— start Entries supplied —
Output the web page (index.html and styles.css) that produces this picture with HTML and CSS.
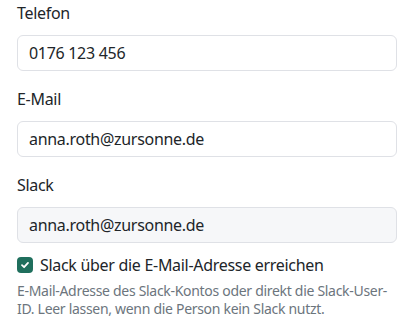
FILE: index.html
```html
<!DOCTYPE html>
<html lang="de">
<head>
<meta charset="utf-8">
<link rel="stylesheet" href="styles.css">
</head>
<body>
<form class="form">
  <div class="field">
    <label class="label" for="tel">Telefon</label>
    <input class="input" id="tel" type="text" value="0176 123 456">
  </div>
  <div class="field">
    <label class="label" for="mail">E-Mail</label>
    <input class="input" id="mail" type="text" value="anna.roth@zursonne.de">
  </div>
  <div class="field">
    <label class="label" for="slack">Slack</label>
    <input class="input input-muted" id="slack" type="text" value="anna.roth@zursonne.de">
  </div>
  <div class="check">
    <span class="box">
      <svg width="10" height="10" viewBox="0 0 10 10"><path d="M2 5.2 L4.1 7.2 L8 2.9" fill="none" stroke="#fff" stroke-width="1.8" stroke-linecap="round" stroke-linejoin="round"/></svg>
    </span>
    <span class="check-label">Slack über die E-Mail-Adresse erreichen</span>
  </div>
  <p class="help">E-Mail-Adresse des Slack-Kontos oder direkt die Slack-User-ID. Leer lassen, wenn die Person kein Slack nutzt.</p>
</form>
</body>
</html>
```
FILE: styles.css
```css
* { box-sizing: border-box; }
html, body { margin: 0; padding: 0; background: #fff; }
body {
  font-family: "Noto Sans", "DejaVu Sans", sans-serif;
  color: #212529;
  letter-spacing: -0.3px;
}
.form {
  padding: 1px 17px 0 17px;
  display: flex;
  flex-direction: column;
}
.field {
  display: flex;
  flex-direction: column;
  margin-bottom: 16px;
}
.label {
  font-size: 16px;
  line-height: 24px;
  margin-bottom: 10px;
}
.input {
  height: 36px;
  border: 1px solid #dfe1e6;
  border-radius: 6px;
  padding: 0 11px;
  font: inherit;
  font-size: 16px;
  letter-spacing: -0.3px;
  color: #212529;
  background: #fff;
  outline: none;
}
.input-muted { background: #f6f7f9; }
.check {
  display: flex;
  align-items: center;
  gap: 7px;
  margin-top: -6px;
}
.box {
  width: 16px;
  height: 16px;
  border-radius: 4px;
  background: #1f6f5d;
  display: flex;
  align-items: center;
  justify-content: center;
  flex: none;
}
.check-label { font-size: 16px; line-height: 24px; }
.help {
  margin: 5px 0 0 0;
  font-size: 14px;
  line-height: 17.5px;
  color: #6c757d;
  letter-spacing: -0.3px;
}
```
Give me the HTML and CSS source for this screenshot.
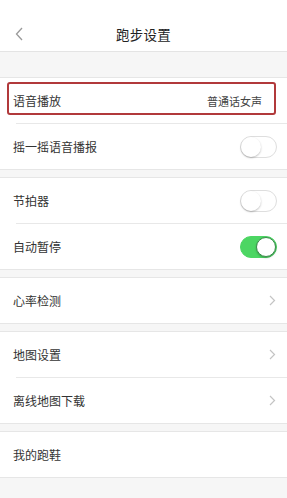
FILE: index.html
```html
<!DOCTYPE html>
<html lang="zh">
<head>
<meta charset="utf-8">
<link rel="stylesheet" href="styles.css">
</head>
<body>
<div class="page">
  <header class="topbar">
    <svg class="back" width="8" height="14" viewBox="0 0 8 14"><path d="M7 1 L1.5 7 L7 13" fill="none" stroke="#9a9a9a" stroke-width="1.3"/></svg>
    <div class="title">跑步设置</div>
  </header>
  <div class="spacer"></div>

  <section class="group">
    <div class="row highlight">
      <span class="label">语音播放</span>
      <span class="value">普通话女声</span>
      <div class="mark"></div>
    </div>
    <div class="row">
      <span class="label">摇一摇语音播报</span>
      <span class="switch"><span class="knob"></span></span>
    </div>
  </section>

  <section class="group">
    <div class="row">
      <span class="label">节拍器</span>
      <span class="switch"><span class="knob"></span></span>
    </div>
    <div class="row">
      <span class="label">自动暂停</span>
      <span class="switch on"><span class="knob"></span></span>
    </div>
  </section>

  <section class="group">
    <div class="row">
      <span class="label">心率检测</span>
      <svg class="chev" width="7" height="11" viewBox="0 0 7 11"><path d="M1 1 L5.5 5.5 L1 10" fill="none" stroke="#c4c4c4" stroke-width="1.2"/></svg>
    </div>
  </section>

  <section class="group">
    <div class="row">
      <span class="label">地图设置</span>
      <svg class="chev" width="7" height="11" viewBox="0 0 7 11"><path d="M1 1 L5.5 5.5 L1 10" fill="none" stroke="#c4c4c4" stroke-width="1.2"/></svg>
    </div>
    <div class="row">
      <span class="label">离线地图下载</span>
      <svg class="chev" width="7" height="11" viewBox="0 0 7 11"><path d="M1 1 L5.5 5.5 L1 10" fill="none" stroke="#c4c4c4" stroke-width="1.2"/></svg>
    </div>
  </section>

  <section class="group">
    <div class="row">
      <span class="label">我的跑鞋</span>
    </div>
  </section>
</div>
</body>
</html>
```

FILE: styles.css
```css
* { box-sizing: border-box; margin: 0; padding: 0; }
html, body { background: #f6f6f6; }
body {
  font-family: "Noto Sans CJK SC", "Noto Sans", sans-serif;
  color: #333;
  width: 287px;
  height: 498px;
  overflow: hidden;
}
.topbar {
  height: 52px;
  background: #fff;
  border-bottom: 1px solid #e4e4e4;
  position: relative;
  display: flex;
  align-items: center;
  justify-content: center;
  padding-top: 16px;
}
.back { position: absolute; left: 15px; top: 27px; }
.title { font-size: 13.5px; color: #222; letter-spacing: 0.3px; }
.spacer { height: 25px; }
.group {
  background: #fff;
  border-top: 1px solid #e6e6e6;
  border-bottom: 1px solid #e6e6e6;
  margin-bottom: 7px;
}
.row {
  height: 45px;
  display: flex;
  align-items: center;
  justify-content: space-between;
  padding: 0 10px 0 13px;
  position: relative;
}
.row + .row {
  height: 46px;
  padding-top: 1px;
}
.row + .row::before {
  content: "";
  position: absolute;
  left: 16px;
  right: 0;
  top: 0;
  height: 1px;
  background: #e8e8e8;
}
.label { font-size: 12px; color: #333; }
.value { font-size: 11px; color: #444; margin-right: 15px; }
.highlight .mark {
  position: absolute;
  left: 7px;
  top: 4px;
  width: 269px;
  height: 33px;
  border: 2px solid #b1393b;
  border-radius: 3px;
}
.switch {
  width: 37px;
  height: 22px;
  border-radius: 11px;
  border: 1px solid #dedede;
  background: #fff;
  position: relative;
}
.switch .knob {
  position: absolute;
  left: 0;
  top: 0;
  width: 20px;
  height: 20px;
  border-radius: 50%;
  background: #fff;
  box-shadow: 0 1px 2px rgba(0,0,0,0.25);
}
.switch.on { background: #4cd663; border-color: #4cd663; }
.switch.on .knob { left: 15px; border: 1px solid #3c8a4c; }
.chev { margin-right: 1px; }
```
— end Entries supplied —
- _Problem statement_
Copy out each line exactly, without the pictures.

- _The result_
Output the web page (index.html and styles.css) that produces this picture with HTML and CSS.
FILE: index.html
```html
<!DOCTYPE html>
<html lang="de">
<head>
<meta charset="utf-8">
<link rel="stylesheet" href="styles.css">
</head>
<body>
<form class="form">
  <div class="field">
    <label class="label" for="tel">Telefon</label>
    <input class="input" id="tel" type="text" value="0176 123 456">
  </div>
  <div class="field">
    <label class="label" for="mail">E-Mail</label>
    <input class="input" id="mail" type="text" value="anna.roth@zursonne.de">
  </div>
  <div class="field">
    <label class="label" for="slack">Slack</label>
    <input class="input input-muted" id="slack" type="text" value="anna.roth@zursonne.de">
  </div>
  <div class="check">
    <span class="box">
      <svg width="10" height="10" viewBox="0 0 10 10"><path d="M2 5.2 L4.1 7.2 L8 2.9" fill="none" stroke="#fff" stroke-width="1.8" stroke-linecap="round" stroke-linejoin="round"/></svg>
    </span>
    <span class="check-label">Slack über die E-Mail-Adresse erreichen</span>
  </div>
  <p class="help">E-Mail-Adresse des Slack-Kontos oder direkt die Slack-User-ID. Leer lassen, wenn die Person kein Slack nutzt.</p>
</form>
</body>
</html>
```
FILE: styles.css
```css
* { box-sizing: border-box; }
html, body { margin: 0; padding: 0; background: #fff; }
body {
  font-family: "Noto Sans", "DejaVu Sans", sans-serif;
  color: #212529;
  letter-spacing: -0.3px;
}
.form {
  padding: 1px 17px 0 17px;
  display: flex;
  flex-direction: column;
}
.field {
  display: flex;
  flex-direction: column;
  margin-bottom: 16px;
}
.label {
  font-size: 16px;
  line-height: 24px;
  margin-bottom: 10px;
}
.input {
  height: 36px;
  border: 1px solid #dfe1e6;
  border-radius: 6px;
  padding: 0 11px;
  font: inherit;
  font-size: 16px;
  letter-spacing: -0.3px;
  color: #212529;
  background: #fff;
  outline: none;
}
.input-muted { background: #f6f7f9; }
.check {
  display: flex;
  align-items: center;
  gap: 7px;
  margin-top: -6px;
}
.box {
  width: 16px;
  height: 16px;
  border-radius: 4px;
  background: #1f6f5d;
  display: flex;
  align-items: center;
  justify-content: center;
  flex: none;
}
.check-label { font-size: 16px; line-height: 24px; }
.help {
  margin: 5px 0 0 0;
  font-size: 14px;
  line-height: 17.5px;
  color: #6c757d;
  letter-spacing: -0.3px;
}
```
Give me the HTML and CSS source for this screenshot.
FILE: index.html
```html
<!DOCTYPE html>
<html lang="zh">
<head>
<meta charset="utf-8">
<link rel="stylesheet" href="styles.css">
</head>
<body>
<div class="page">
  <header class="topbar">
    <svg class="back" width="8" height="14" viewBox="0 0 8 14"><path d="M7 1 L1.5 7 L7 13" fill="none" stroke="#9a9a9a" stroke-width="1.3"/></svg>
    <div class="title">跑步设置</div>
  </header>
  <div class="spacer"></div>

  <section class="group">
    <div class="row highlight">
      <span class="label">语音播放</span>
      <span class="value">普通话女声</span>
      <div class="mark"></div>
    </div>
    <div class="row">
      <span class="label">摇一摇语音播报</span>
      <span class="switch"><span class="knob"></span></span>
    </div>
  </section>

  <section class="group">
    <div class="row">
      <span class="label">节拍器</span>
      <span class="switch"><span class="knob"></span></span>
    </div>
    <div class="row">
      <span class="label">自动暂停</span>
      <span class="switch on"><span class="knob"></span></span>
    </div>
  </section>

  <section class="group">
    <div class="row">
      <span class="label">心率检测</span>
      <svg class="chev" width="7" height="11" viewBox="0 0 7 11"><path d="M1 1 L5.5 5.5 L1 10" fill="none" stroke="#c4c4c4" stroke-width="1.2"/></svg>
    </div>
  </section>

  <section class="group">
    <div class="row">
      <span class="label">地图设置</span>
      <svg class="chev" width="7" height="11" viewBox="0 0 7 11"><path d="M1 1 L5.5 5.5 L1 10" fill="none" stroke="#c4c4c4" stroke-width="1.2"/></svg>
    </div>
    <div class="row">
      <span class="label">离线地图下载</span>
      <svg class="chev" width="7" height="11" viewBox="0 0 7 11"><path d="M1 1 L5.5 5.5 L1 10" fill="none" stroke="#c4c4c4" stroke-width="1.2"/></svg>
    </div>
  </section>

  <section class="group">
    <div class="row">
      <span class="label">我的跑鞋</span>
    </div>
  </section>
</div>
</body>
</html>
```

FILE: styles.css
```css
* { box-sizing: border-box; margin: 0; padding: 0; }
html, body { background: #f6f6f6; }
body {
  font-family: "Noto Sans CJK SC", "Noto Sans", sans-serif;
  color: #333;
  width: 287px;
  height: 498px;
  overflow: hidden;
}
.topbar {
  height: 52px;
  background: #fff;
  border-bottom: 1px solid #e4e4e4;
  position: relative;
  display: flex;
  align-items: center;
  justify-content: center;
  padding-top: 16px;
}
.back { position: absolute; left: 15px; top: 27px; }
.title { font-size: 13.5px; color: #222; letter-spacing: 0.3px; }
.spacer { height: 25px; }
.group {
  background: #fff;
  border-top: 1px solid #e6e6e6;
  border-bottom: 1px solid #e6e6e6;
  margin-bottom: 7px;
}
.row {
  height: 45px;
  display: flex;
  align-items: center;
  justify-content: space-between;
  padding: 0 10px 0 13px;
  position: relative;
}
.row + .row {
  height: 46px;
  padding-top: 1px;
}
.row + .row::before {
  content: "";
  position: absolute;
  left: 16px;
  right: 0;
  top: 0;
  height: 1px;
  background: #e8e8e8;
}
.label { font-size: 12px; color: #333; }
.value { font-size: 11px; color: #444; margin-right: 15px; }
.highlight .mark {
  position: absolute;
  left: 7px;
  top: 4px;
  width: 269px;
  height: 33px;
  border: 2px solid #b1393b;
  border-radius: 3px;
}
.switch {
  width: 37px;
  height: 22px;
  border-radius: 11px;
  border: 1px solid #dedede;
  background: #fff;
  position: relative;
}
.switch .knob {
  position: absolute;
  left: 0;
  top: 0;
  width: 20px;
  height: 20px;
  border-radius: 50%;
  background: #fff;
  box-shadow: 0 1px 2px rgba(0,0,0,0.25);
}
.switch.on { background: #4cd663; border-color: #4cd663; }
.switch.on .knob { left: 15px; border: 1px solid #3c8a4c; }
.chev { margin-right: 1px; }
```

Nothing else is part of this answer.